The Answer to the Question, "What's in your Book Bag?"

Litchfield Independent Review
July 16, 2015 Edition
News from the Litchfield Library
By Jan Pease

Sometimes I like to peek into my book bag and share what is there, just in case anyone wonders what I’m reading in my spare time.  My book bag has gone digital, which is a good thing because I have entirely too many books in my “library.”
 
I’m reading “Seveneves,” by Neal  Stephenson.  This is an epic sci-fi story with excellent world-building.  Mr. Stephenson puts the entire human race to death except for a handful of survivors, who just happen to be able to tinker with genetics.  He jumps ahead to 5000 years in the future, when seven races each have their own distinct languages, customs, culture, and appearance.  I’m not done with this one yet, but I’m 600 some pages into it and still interested. 

 
“Why I don’t Write Children’s Literature,” by Gary Soto, is a collection of his essays on life in general.  The essay mentioned in the title is darkly funny, and shows that Mr. Soto could and probably should write for younger readers.

“Jonathan Strange and Mr. Norrell,” by Susannah Clarke, is another long, long fantasy novel.  800 some pages, in fact, but I want to read it because I’ve been watching a series based on this book on BBC.   Two magicians begin as teacher and apprentice, and become rivals as they use magic to help England win the war against France. 

“Pastrix: The Cranky, Beautiful Faith of a Sinner & Saint,” by Nadia Bolz-Weber, is an interesting read.  I don’t see eye to eye with everything the author writes, but she intrigues me because she was raised in the same conservative denomination in which I was raised.  Now a Lutheran pastor and founder of a church, her faith is profound; so is her profanity.  

The book I should be reading is “Letters to a Spiritual Seeker,” by Henry David Thoreau.  My book club is meeting on July 19th at Main Street CafĂ©, so I have to do some fast reading.  This is a collection of letters written by Mr. Thoreau to Harrison Blake about 100 years ago.  I would have found it interesting to read Mr. Blake’s letters in response, as it's been like experiencing one half of a conversation.  I’m finding it slow-going, but I’m sure that I need to read this collection of Mr. Blake’s mail.    

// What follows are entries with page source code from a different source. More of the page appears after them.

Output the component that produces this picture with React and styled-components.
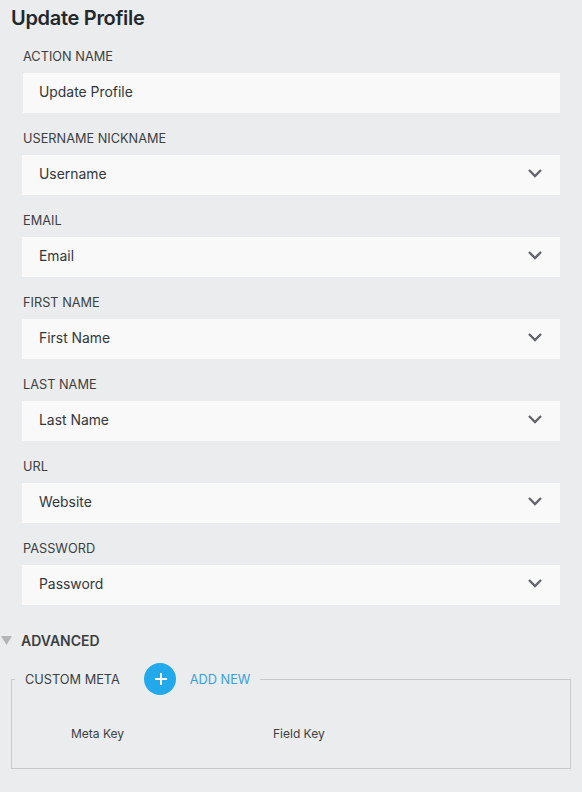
import React from "react";
import styled, { createGlobalStyle } from "styled-components";

const Global = createGlobalStyle`
  html, body {
    margin: 0;
    padding: 0;
    background: #ebecee;
    font-family: Inter, "Liberation Sans", sans-serif;
  }
`;

const Page = styled.div`
  width: 582px;
  height: 792px;
  overflow: hidden;
  box-sizing: border-box;
  padding-top: 6px;
  background: #ebecee;
`;

const Title = styled.h1`
  margin: 0 0 0 11px;
  font-size: 20px;
  line-height: 24px;
  font-weight: 600;
  letter-spacing: -0.3px;
  color: #23282d;
`;

const Fields = styled.div`
  display: flex;
  flex-direction: column;
  gap: 10px;
  margin-top: 11px;
  padding: 0 22px;
`;

const Field = styled.div`
  display: flex;
  flex-direction: column;
`;

const Label = styled.label`
  height: 32px;
  line-height: 32px;
  padding-left: 1px;
  font-size: 12.75px;
  color: #3c3f42;
`;

const Control = styled.div`
  box-sizing: border-box;
  display: flex;
  align-items: center;
  justify-content: space-between;
  height: 40px;
  margin-left: ${(p) => (p.$text ? "1px" : "0")};
  padding: 0 17px 2px ${(p) => (p.$text ? "16px" : "17px")};
  background: #f9f9f9;
  font-size: 13.9px;
  color: #32373c;
`;

const ChevronIcon = styled.svg`
  margin-bottom: 2px;
`;

const Advanced = styled.div`
  display: flex;
  align-items: center;
  gap: 9px;
  height: 20px;
  margin-top: 25px;
  padding-left: 1px;
  font-size: 14px;
  font-weight: 600;
  color: #3c3f42;
`;

const Meta = styled.fieldset`
  box-sizing: border-box;
  height: 106px;
  margin: 13px 11px 0;
  padding: 0;
  border: 1px solid #c6c8ca;
  border-radius: 0;
`;

const Legend = styled.legend`
  display: flex;
  align-items: center;
  margin-left: 3px;
  padding: 0 10px;
  font-size: 12.75px;
  color: #3c3f42;
`;

const Add = styled.span`
  display: flex;
  align-items: center;
  justify-content: center;
  width: 32px;
  height: 32px;
  margin: 0 14px 0 24px;
  border-radius: 50%;
  background: #21a9ec;
`;

const AddLabel = styled.span`
  color: #3a9fe0;
`;

const Columns = styled.div`
  display: flex;
  margin-top: 31px;
  padding-left: 59px;
  font-size: 12px;
  line-height: 16px;
  color: #3c3f42;
`;

const Column = styled.span`
  width: 202px;
`;

const Chevron = () => (
  <ChevronIcon width="16" height="10" viewBox="0 0 16 10" fill="none">
    <path d="M2 2l6 6 6-6" stroke="#63666a" strokeWidth="2.4" />
  </ChevronIcon>
);

const fields = [
  ["ACTION NAME", "Update Profile", true],
  ["USERNAME NICKNAME", "Username"],
  ["EMAIL", "Email"],
  ["FIRST NAME", "First Name"],
  ["LAST NAME", "Last Name"],
  ["URL", "Website"],
  ["PASSWORD", "Password"],
];

export default function App() {
  return (
    <Page>
      <Global />
      <Title>Update Profile</Title>
      <Fields>
        {fields.map(([label, value, text]) => (
          <Field key={label}>
            <Label>{label}</Label>
            <Control $text={text}>
              {value}
              {!text && <Chevron />}
            </Control>
          </Field>
        ))}
      </Fields>
      <Advanced>
        <svg width="11" height="9" viewBox="0 0 11 9">
          <path d="M0 0h11L5.5 9z" fill="#b4b5b7" />
        </svg>
        ADVANCED
      </Advanced>
      <Meta>
        <Legend>
          CUSTOM META
          <Add>
            <svg width="14" height="12" viewBox="0 0 14 12">
              <path d="M8 0v12M2 6h12" stroke="#fff" strokeWidth="2" />
            </svg>
          </Add>
          <AddLabel>ADD NEW</AddLabel>
        </Legend>
        <Columns>
          <Column>Meta Key</Column>
          <Column>Field Key</Column>
        </Columns>
      </Meta>
    </Page>
  );
}
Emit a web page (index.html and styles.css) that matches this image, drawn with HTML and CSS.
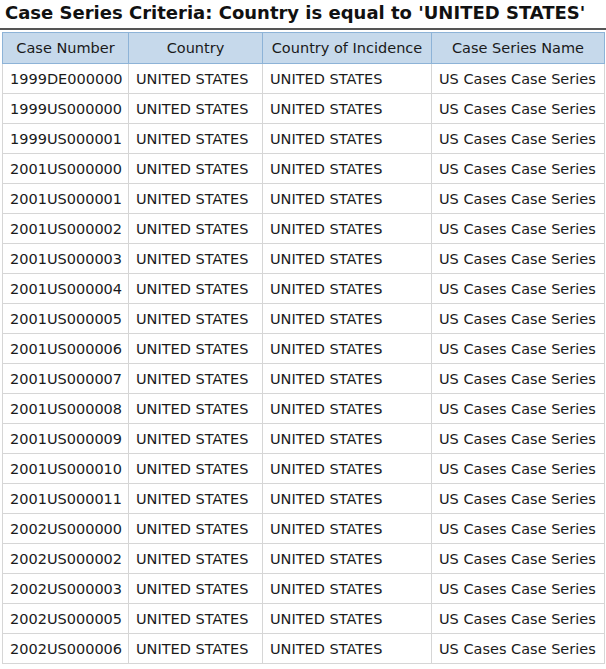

A friend recommended “Ghost Boy: The Miraculous Escape of a Misdiagnosed Boy Trapped Inside His Own Body,” by Martin Pistorius. Mr. Pistorius was mentally completely alert and trapped in his own completely unresponsive body.  His parents never gave up on him and his world opened up when he was able to communicate by using a computer.  He is now married, living in the UK, and owns his own business.   Let me never, ever complain about my life after reading this memoir. 

 What’s in your book bag this summer?